The repayment structure on a mortgage loan differs from the way you might be accustomed to paying for housing. On a rental, you pay the coming month's rent at the beginning of the month -- prepaying for the time you'll live there. A mortgage payment works differently because you pay the debt off in arrears. The loan is established at closing. At that point, the repayment clock, which is typically based on a 15- or 30-year period, begins.
Mortgage Closing Protocol
Settlement, also known as "closing," on a home involves signing various legal and financial documents that place property ownership and the home financing responsibility in your name. You close on a home loan by signing the lender's documents, including a note and deed of trust or mortgage document, and by paying the required down payment and closing fees. You owe mortgage interest from the day you sign through the end of the month. If ownership officially transfers on a day other than the signing day, the lender and escrow holder normally adjust figures so you don't pay for the lag time between signing and the title deed's recording.
Arrears, Grace Periods and Penalties
Payment for a home loan debt, or mortgage arrears, is due at least one month after closing. The lender collects prepaid mortgage interest for the closing month, which results in mortgage interest for the first full month you own the home due the subsequent month. Most mortgage payments are usually due on the first of the month, but lenders give about a 10- to 14-day grace period before charging penalties for late payment. Your closing documents contain the specifics regarding payment due date, the grace period, late fees, and the amounts owed at closing.

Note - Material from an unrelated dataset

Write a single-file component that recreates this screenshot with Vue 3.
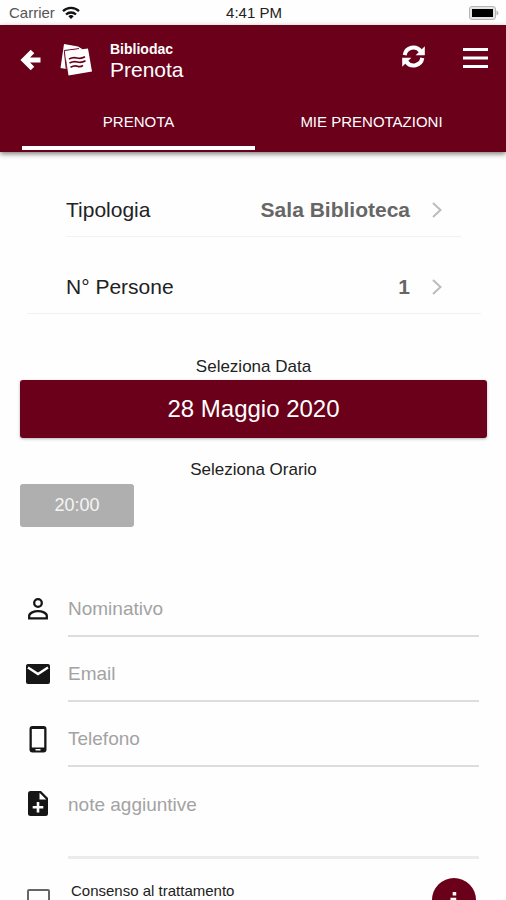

Calculating Mortgage Interest
To estimate the amount of prepaid mortgage interest you owe at closing, start withe the date you sign final loan documents. You must multiply the loan's interest-only payment by number of days remaining in the closing month following this date. For example, if you have a January closing -- a 31-day period -- and close on the 15th, you owe 16 days of interest. To determine the interest-only amount per day, multiply your loan amount by your interest rate expressed as a decimal, then divide by 12. For example, a $150,000 loan at 6 percent, or .06, equals $9,000, which when divided by 12, results in a $750 monthly interest-only payment. You then divide $750 by 31 days to get the daily interest owed -- about $24.19. Multiply this figure by 16 for the total interest owed at closing -- about $387.04.
First Payment Month
Your first payment covered the closing month and you "skip" a month before your first payment. Although you ultimately pay for the first month you own the home, you bypass remitting a payment that first month until the next month. For example, a January closing means you skip February and owe the first payment on March 1. In this case, sending mail-in payments in late February helps ensure that your payment arrives by the first or soon thereafter, but the lender's grace period is usually enough time for your payment to arrive before the late-payment deadline if sent on or soon after the first of the month.